The Great Synagogue of Vilnius
The Great Synagogue of Vilnius
© DELFI

Meanwhile, former Omnitel CEO Antanas Zabulis and his friends cherish the idea of restoring the synagogue, the library and a conference center for financial support of Litvaks living abroad. Furthermore, they want the elementary school building, which was constructed on the ruins of the synagogue during the Soviet era, to be torn down without delay.

"I have no doubts that the terrible Soviet building should be gone in the future, I mean the more distant future. And the synagogue should be rebuilt either in full or in some more modern manner. However, doing this in the nearest decade would be irresponsible and illogical," Šimašius told journalists on Thursday while attending the presentation of the plans of managing the territory of the synagogue.

Presented by the municipality, the draft proposals envisage paying tribute to the synagogue in the territory next to the Žydų and the Vokiečių streets within the coming two years and upkeep the Vokiečių Street, however, leave untouched the elementary school building constructed during the Soviet rule.

The mayor said that after the last meetings representatives of the Jewish Community of Lithuania stated objections to immediate destruction of the building and rebuilding of the synagogue.
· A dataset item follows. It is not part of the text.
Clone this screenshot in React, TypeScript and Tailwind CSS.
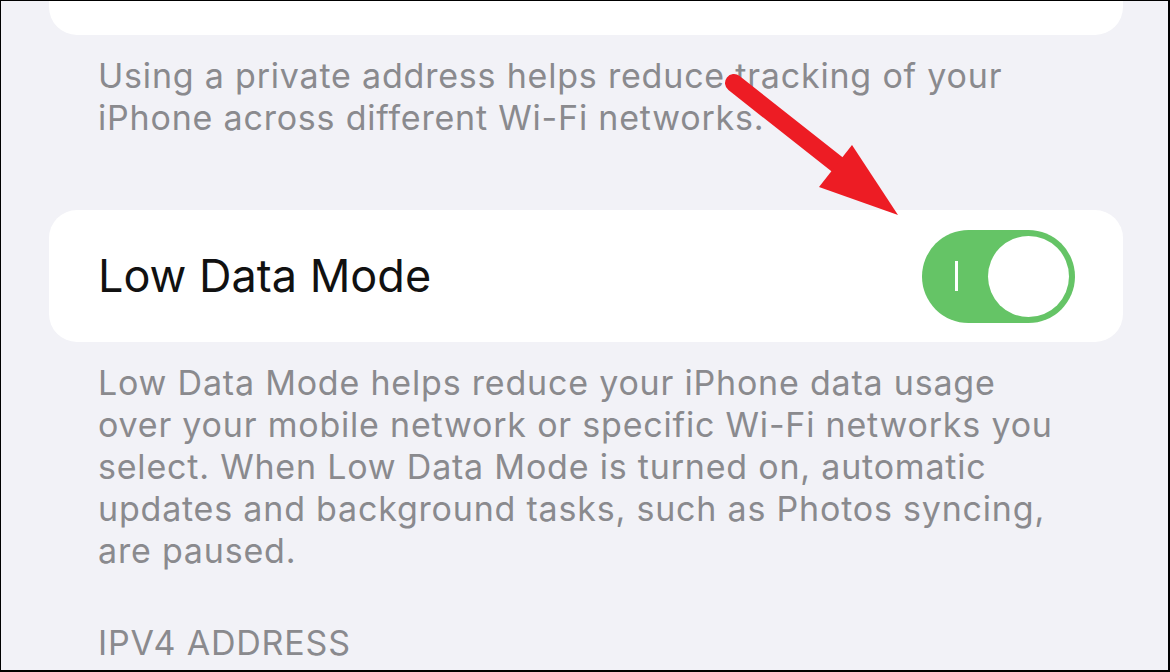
import React from 'react';

const font = { fontFamily: 'Inter, "Noto Sans", sans-serif' };

function Toggle() {
  return (
    <div className="relative flex h-[93px] w-[153px] items-center rounded-full bg-[#65c466]">
      <div className="ml-[33px] h-[30px] w-[3px] bg-white" />
      <div className="absolute right-[6px] top-[6px] h-[81px] w-[81px] rounded-full bg-white" />
    </div>
  );
}

function Arrow() {
  return (
    <svg
      className="pointer-events-none absolute left-0 top-0"
      width="1170"
      height="672"
      viewBox="0 0 1170 672"
    >
      <line x1="733" y1="82" x2="842" y2="168" stroke="#ed1c24" strokeWidth="18" strokeLinecap="round" />
      <polygon points="851,144 897,214 818,186" fill="#ed1c24" />
    </svg>
  );
}

export default function App() {
  return (
    <div
      className="relative h-[672px] w-[1170px] overflow-hidden border-t border-l border-r-2 border-b-2 border-black bg-[#f2f2f7]"
      style={font}
    >
      <div className="pl-[48px] pr-[45px]">
        {/* ─── Private address card (cut off) ─── */}
        <div className="h-[34px] rounded-b-[28px] bg-white" />

        <p className="mt-[20px] pl-[49px] pr-[20px] text-[34px] leading-[42px] tracking-[0.8px] text-[#8a8a8e]">
          Using a private address helps reduce tracking of your
          <br />
          iPhone across different Wi-Fi networks.
        </p>

        {/* ─── Low Data Mode row ─── */}
        <div className="mt-[71px] flex h-[132px] items-center justify-between rounded-[28px] bg-white pl-[49px] pr-[48px]">
          <span className="text-[45px] text-[#111]">Low Data Mode</span>
          <Toggle />
        </div>

        <p className="mt-[20px] pl-[49px] pr-[20px] text-[34px] leading-[42px] tracking-[0.8px] text-[#8a8a8e]">
          Low Data Mode helps reduce your iPhone data usage
          <br />
          over your mobile network or specific Wi-Fi networks you
          <br />
          select. When Low Data Mode is turned on, automatic
          <br />
          updates and background tasks, such as Photos syncing,
          <br />
          are paused.
        </p>

        <p className="mt-[50px] pl-[49px] text-[34px] leading-[42px] tracking-[0.8px] text-[#8a8a8e]">IPV4 ADDRESS</p>
      </div>
      <Arrow />
    </div>
  );
}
Nevertheless, the community's leader Faina Kukliansky supported the idea of rebuilding the synagogue in the future, adding that the building could serve as a museum.

Kukliansky accentuated that the Jewish community had never asked for the synagogue to be rebuilt, however, do not object the plans.

The Great Synagogue of Vilnius was build in 1633 on the foundations of an older 16th-century synagogue. The remains of the synagogue and other ritual and communal buildings were examined by US and Israeli scientists last summer, comparing the importance of the synagogue to the Jewish community to the significance of the Vatican to the Catholic world. They also suggested that Lithuania should unveil part of the remains and exhibit them to foreign tourists, however, did not support the idea of rebuilding the synagogue.